▶ Prompt
Return each line of the data below verbatim; pictures are to be left out.

▶ Supplied material
------------------------------

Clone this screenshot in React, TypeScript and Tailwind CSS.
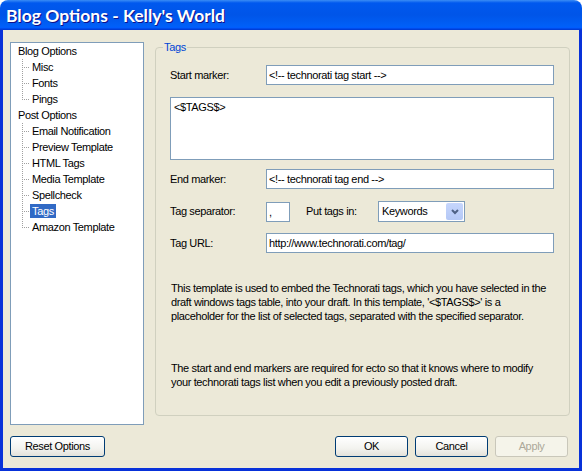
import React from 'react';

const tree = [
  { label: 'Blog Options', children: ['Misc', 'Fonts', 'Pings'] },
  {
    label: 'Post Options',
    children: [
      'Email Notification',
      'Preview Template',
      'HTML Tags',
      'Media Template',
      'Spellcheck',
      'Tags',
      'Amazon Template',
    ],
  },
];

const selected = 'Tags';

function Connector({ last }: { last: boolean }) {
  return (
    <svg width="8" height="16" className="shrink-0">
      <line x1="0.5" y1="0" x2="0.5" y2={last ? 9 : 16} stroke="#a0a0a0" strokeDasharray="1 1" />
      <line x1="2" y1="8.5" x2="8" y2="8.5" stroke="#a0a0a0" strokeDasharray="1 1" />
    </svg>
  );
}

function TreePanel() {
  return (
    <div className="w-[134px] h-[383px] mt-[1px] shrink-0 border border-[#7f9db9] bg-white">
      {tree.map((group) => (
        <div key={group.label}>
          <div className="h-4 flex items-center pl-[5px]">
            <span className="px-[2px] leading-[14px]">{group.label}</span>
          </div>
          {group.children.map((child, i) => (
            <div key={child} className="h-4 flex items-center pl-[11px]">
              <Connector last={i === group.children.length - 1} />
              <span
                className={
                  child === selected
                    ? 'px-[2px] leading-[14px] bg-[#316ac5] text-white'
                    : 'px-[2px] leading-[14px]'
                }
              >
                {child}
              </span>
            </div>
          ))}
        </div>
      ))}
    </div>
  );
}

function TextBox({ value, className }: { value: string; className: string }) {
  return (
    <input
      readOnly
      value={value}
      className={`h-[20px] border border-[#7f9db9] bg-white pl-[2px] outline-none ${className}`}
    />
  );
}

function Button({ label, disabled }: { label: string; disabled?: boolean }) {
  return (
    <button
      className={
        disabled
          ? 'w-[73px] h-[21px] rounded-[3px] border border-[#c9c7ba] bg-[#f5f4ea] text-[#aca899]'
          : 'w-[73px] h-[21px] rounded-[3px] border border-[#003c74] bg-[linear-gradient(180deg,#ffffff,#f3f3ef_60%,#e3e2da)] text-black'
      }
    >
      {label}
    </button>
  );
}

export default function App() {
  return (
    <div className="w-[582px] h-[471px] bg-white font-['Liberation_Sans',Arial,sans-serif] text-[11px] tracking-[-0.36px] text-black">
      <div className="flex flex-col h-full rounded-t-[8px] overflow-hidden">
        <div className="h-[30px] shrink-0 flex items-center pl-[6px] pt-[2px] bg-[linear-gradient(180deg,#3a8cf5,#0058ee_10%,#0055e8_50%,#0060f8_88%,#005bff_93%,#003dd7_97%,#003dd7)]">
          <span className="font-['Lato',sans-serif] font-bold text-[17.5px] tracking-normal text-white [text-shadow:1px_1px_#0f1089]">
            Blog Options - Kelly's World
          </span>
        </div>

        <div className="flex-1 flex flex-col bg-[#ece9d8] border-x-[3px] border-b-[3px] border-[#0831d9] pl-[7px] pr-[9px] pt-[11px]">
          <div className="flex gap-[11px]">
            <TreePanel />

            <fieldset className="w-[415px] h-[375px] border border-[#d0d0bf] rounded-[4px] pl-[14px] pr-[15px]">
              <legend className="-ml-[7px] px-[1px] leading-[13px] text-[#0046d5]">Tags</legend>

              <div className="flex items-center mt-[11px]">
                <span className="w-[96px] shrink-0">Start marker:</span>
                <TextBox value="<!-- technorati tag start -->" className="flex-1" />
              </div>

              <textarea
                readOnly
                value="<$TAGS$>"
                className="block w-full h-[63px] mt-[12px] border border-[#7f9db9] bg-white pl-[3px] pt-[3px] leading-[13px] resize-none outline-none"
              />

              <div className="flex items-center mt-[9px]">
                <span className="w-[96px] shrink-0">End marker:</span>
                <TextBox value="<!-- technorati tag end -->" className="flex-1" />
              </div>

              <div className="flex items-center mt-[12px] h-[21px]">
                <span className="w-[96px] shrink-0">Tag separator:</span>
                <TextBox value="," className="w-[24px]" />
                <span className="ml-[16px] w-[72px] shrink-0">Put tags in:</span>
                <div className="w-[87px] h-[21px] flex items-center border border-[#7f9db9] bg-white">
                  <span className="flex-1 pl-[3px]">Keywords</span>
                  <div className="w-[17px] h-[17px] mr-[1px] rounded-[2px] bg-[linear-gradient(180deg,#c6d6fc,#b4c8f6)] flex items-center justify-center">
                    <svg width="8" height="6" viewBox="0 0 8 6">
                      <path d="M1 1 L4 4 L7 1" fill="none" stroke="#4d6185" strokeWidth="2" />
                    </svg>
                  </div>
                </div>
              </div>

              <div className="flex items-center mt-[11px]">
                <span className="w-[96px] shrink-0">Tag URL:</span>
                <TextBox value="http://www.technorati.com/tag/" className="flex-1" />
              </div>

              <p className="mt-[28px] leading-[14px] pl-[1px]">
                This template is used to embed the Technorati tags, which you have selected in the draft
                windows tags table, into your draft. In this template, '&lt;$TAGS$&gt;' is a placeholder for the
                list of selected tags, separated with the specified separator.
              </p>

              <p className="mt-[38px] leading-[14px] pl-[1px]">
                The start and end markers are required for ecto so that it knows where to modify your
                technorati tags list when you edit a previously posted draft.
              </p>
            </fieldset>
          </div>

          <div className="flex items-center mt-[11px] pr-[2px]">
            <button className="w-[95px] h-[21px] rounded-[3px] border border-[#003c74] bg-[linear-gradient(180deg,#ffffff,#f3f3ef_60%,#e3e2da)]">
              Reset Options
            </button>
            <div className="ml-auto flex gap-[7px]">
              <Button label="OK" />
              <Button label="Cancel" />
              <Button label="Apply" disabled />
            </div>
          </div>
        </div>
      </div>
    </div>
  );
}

------------------------------

▶ The completed task
Clone this screenshot in React, TypeScript and Tailwind CSS.
import React from 'react';

const tree = [
  { label: 'Blog Options', children: ['Misc', 'Fonts', 'Pings'] },
  {
    label: 'Post Options',
    children: [
      'Email Notification',
      'Preview Template',
      'HTML Tags',
      'Media Template',
      'Spellcheck',
      'Tags',
      'Amazon Template',
    ],
  },
];

const selected = 'Tags';

function Connector({ last }: { last: boolean }) {
  return (
    <svg width="8" height="16" className="shrink-0">
      <line x1="0.5" y1="0" x2="0.5" y2={last ? 9 : 16} stroke="#a0a0a0" strokeDasharray="1 1" />
      <line x1="2" y1="8.5" x2="8" y2="8.5" stroke="#a0a0a0" strokeDasharray="1 1" />
    </svg>
  );
}

function TreePanel() {
  return (
    <div className="w-[134px] h-[383px] mt-[1px] shrink-0 border border-[#7f9db9] bg-white">
      {tree.map((group) => (
        <div key={group.label}>
          <div className="h-4 flex items-center pl-[5px]">
            <span className="px-[2px] leading-[14px]">{group.label}</span>
          </div>
          {group.children.map((child, i) => (
            <div key={child} className="h-4 flex items-center pl-[11px]">
              <Connector last={i === group.children.length - 1} />
              <span
                className={
                  child === selected
                    ? 'px-[2px] leading-[14px] bg-[#316ac5] text-white'
                    : 'px-[2px] leading-[14px]'
                }
              >
                {child}
              </span>
            </div>
          ))}
        </div>
      ))}
    </div>
  );
}

function TextBox({ value, className }: { value: string; className: string }) {
  return (
    <input
      readOnly
      value={value}
      className={`h-[20px] border border-[#7f9db9] bg-white pl-[2px] outline-none ${className}`}
    />
  );
}

function Button({ label, disabled }: { label: string; disabled?: boolean }) {
  return (
    <button
      className={
        disabled
          ? 'w-[73px] h-[21px] rounded-[3px] border border-[#c9c7ba] bg-[#f5f4ea] text-[#aca899]'
          : 'w-[73px] h-[21px] rounded-[3px] border border-[#003c74] bg-[linear-gradient(180deg,#ffffff,#f3f3ef_60%,#e3e2da)] text-black'
      }
    >
      {label}
    </button>
  );
}

export default function App() {
  return (
    <div className="w-[582px] h-[471px] bg-white font-['Liberation_Sans',Arial,sans-serif] text-[11px] tracking-[-0.36px] text-black">
      <div className="flex flex-col h-full rounded-t-[8px] overflow-hidden">
        <div className="h-[30px] shrink-0 flex items-center pl-[6px] pt-[2px] bg-[linear-gradient(180deg,#3a8cf5,#0058ee_10%,#0055e8_50%,#0060f8_88%,#005bff_93%,#003dd7_97%,#003dd7)]">
          <span className="font-['Lato',sans-serif] font-bold text-[17.5px] tracking-normal text-white [text-shadow:1px_1px_#0f1089]">
            Blog Options - Kelly's World
          </span>
        </div>

        <div className="flex-1 flex flex-col bg-[#ece9d8] border-x-[3px] border-b-[3px] border-[#0831d9] pl-[7px] pr-[9px] pt-[11px]">
          <div className="flex gap-[11px]">
            <TreePanel />

            <fieldset className="w-[415px] h-[375px] border border-[#d0d0bf] rounded-[4px] pl-[14px] pr-[15px]">
              <legend className="-ml-[7px] px-[1px] leading-[13px] text-[#0046d5]">Tags</legend>

              <div className="flex items-center mt-[11px]">
                <span className="w-[96px] shrink-0">Start marker:</span>
                <TextBox value="<!-- technorati tag start -->" className="flex-1" />
              </div>

              <textarea
                readOnly
                value="<$TAGS$>"
                className="block w-full h-[63px] mt-[12px] border border-[#7f9db9] bg-white pl-[3px] pt-[3px] leading-[13px] resize-none outline-none"
              />

              <div className="flex items-center mt-[9px]">
                <span className="w-[96px] shrink-0">End marker:</span>
                <TextBox value="<!-- technorati tag end -->" className="flex-1" />
              </div>

              <div className="flex items-center mt-[12px] h-[21px]">
                <span className="w-[96px] shrink-0">Tag separator:</span>
                <TextBox value="," className="w-[24px]" />
                <span className="ml-[16px] w-[72px] shrink-0">Put tags in:</span>
                <div className="w-[87px] h-[21px] flex items-center border border-[#7f9db9] bg-white">
                  <span className="flex-1 pl-[3px]">Keywords</span>
                  <div className="w-[17px] h-[17px] mr-[1px] rounded-[2px] bg-[linear-gradient(180deg,#c6d6fc,#b4c8f6)] flex items-center justify-center">
                    <svg width="8" height="6" viewBox="0 0 8 6">
                      <path d="M1 1 L4 4 L7 1" fill="none" stroke="#4d6185" strokeWidth="2" />
                    </svg>
                  </div>
                </div>
              </div>

              <div className="flex items-center mt-[11px]">
                <span className="w-[96px] shrink-0">Tag URL:</span>
                <TextBox value="http://www.technorati.com/tag/" className="flex-1" />
              </div>

              <p className="mt-[28px] leading-[14px] pl-[1px]">
                This template is used to embed the Technorati tags, which you have selected in the draft
                windows tags table, into your draft. In this template, '&lt;$TAGS$&gt;' is a placeholder for the
                list of selected tags, separated with the specified separator.
              </p>

              <p className="mt-[38px] leading-[14px] pl-[1px]">
                The start and end markers are required for ecto so that it knows where to modify your
                technorati tags list when you edit a previously posted draft.
              </p>
            </fieldset>
          </div>

          <div className="flex items-center mt-[11px] pr-[2px]">
            <button className="w-[95px] h-[21px] rounded-[3px] border border-[#003c74] bg-[linear-gradient(180deg,#ffffff,#f3f3ef_60%,#e3e2da)]">
              Reset Options
            </button>
            <div className="ml-auto flex gap-[7px]">
              <Button label="OK" />
              <Button label="Cancel" />
              <Button label="Apply" disabled />
            </div>
          </div>
        </div>
      </div>
    </div>
  );
}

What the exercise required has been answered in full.